Gelişmiş ülkelerden örnekler de veren Aşut, konuşmasını şöyle sürdürdü:
“Dünya Bankası, hangi ülkenin ne kadar teknoloji ürettiğini, hangi ülkenin, ne kadar teknoloji ihraç ettiğini gösteren raporları sürekli yayınlıyor. Çin, 2000’de 41 milyardan, bugün 550 milyar dolar ileri teknoloji ihracatına ulaşmış. Kore, son 15 yılda 55 milyardan 130 milyar dolarlık yüksek teknolojili ihracatına ulaşmış. Polonya, son 15 yılda ileri teknoloji ihracatını 1 milyardan 10 milyar dolara yükseltmiş. Peki biz? Biz, bir milyardan, iki milyar dolara yükseltmişiz. 150 milyar dolarlık ihracatımız içinde, sadece 2 milyar dolar. Daha kötüsü, Polonya son 14 yılda ileri teknoloji ihracatını tam 10-12 kat arttırırken biz, 14 yılda sadece iki kat arttırmışız. Bu rakamlarla zenginleşemeyiz.”
Eğitimin gerekliliğini vurgulayan Şerafettin Aşut, eğitim konusunda da göstergelerin çok iyi olmadığını bildirdi. Türkiye’nin OECD ülkesi içinde fen bilimleri başarısında 43. sırada yer aldığını kaydeden Aşut, matematikte ise 44. sırada yer aldığını dile getirerek, “Böyle bir insan kaynağı ile nasıl bir gelecek hayal ediyor ve planlıyoruz?” diye sordu.

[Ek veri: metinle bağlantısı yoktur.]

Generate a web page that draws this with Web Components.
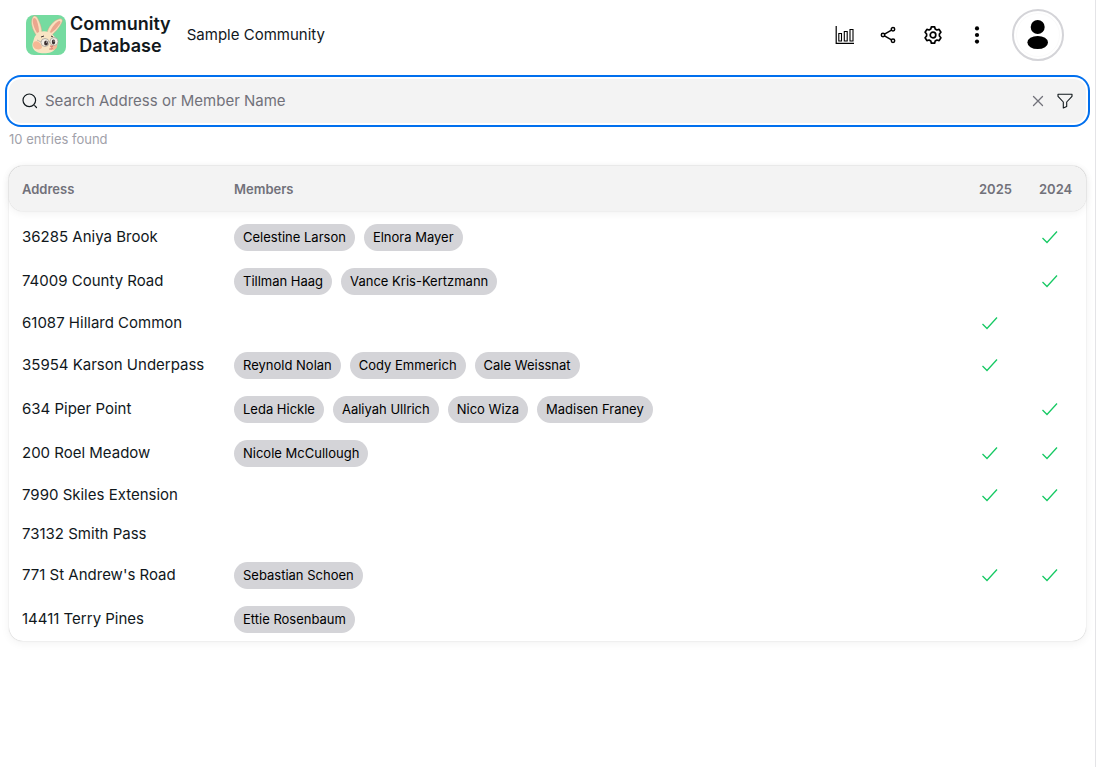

Eğitimin yalnızca okul binası yaptırmak olmadığına dikkat çeken Aşut, okulların yalnızca sınav yapan yerler olmaması, öğrencilerin sosyal, kültürel ve duygusal ihtiyaçlarını da düşünmesi gerektiğini anlattı. Okuyan, anlayan, algılayan, sorgulayan, merak eden, hayal eden, düşünen, hesap edebilen, analiz yapabilen bir gençlik istediklerini vurgulayan Aşut, “İşte o zaman dünyanın en gelişmiş ilk 10 ekonomisi arasına gireriz. Aksi takdirde, teknoloji tüketen bir pazar oluruz” ifadelerini kullandı.
Çamsarı: “Çuvaldızı kendimize batıralım”
Mersin Üniversitesi Rektörü Prof. Dr. Ahmet Çamsarı ise eğitimde yaşanan sıkıntılarda sistemin büyük rol oynadığına değindi. Finlandiya’da ilkokula giden öğrencilerin eğitime 1-2 saatle başlayıp, oyun ve ailesine daha çok zaman ayırdığını açıklayan Çamsarı, “Biz ise küçük yaşlardan itibaren tam gün okula gönderiyor, sınavlara hazırlıyoruz. Çuvaldızı kendimize batırmalı, öngörülü, uzun vadeli planlı bir eğitim sistemini ülkemizde kurmalıyız” diye konuştu. Üniversiteye gelen öğrencilerin temel bilimler konusunda oldukça yetersiz düzeyde olduğunu kaydeden Çamsarı, aynı şekilde branşlaşmada da yeterli olmadıklarını, fen lisesine giden bir öğrencinin Türkiye’de hukuk fakültesini kazanabildiğini söyledi. Matematiğin çocuklara sevdirilmesi gerektiğini kaydederek, matematiğin yalnızca sınav geçme aracı olarak görülmemesi gerektiğini dile getiren Çamsarı, sözlerini, “Umuyorum başta matematik olmak üzere ülkemizde temel bilimlerin öneminin farkına varılır. Gelecek yıllarda daha sistemli, öngörülü eğitim sistemine sahip oluruz” diye tamamladı.
Tören, öğrencilere madalyalarının verilmesi, toplu fotoğraf çekimi ve organizasyona katkıları nedeniyle MTSO Başkanı Şerafettin Aşut’a Mersin Üniversitesi Rektörü Prof. Dr. Ahmet Çamsarı’nın verdiği teşekkür plaketiyle sona erdi.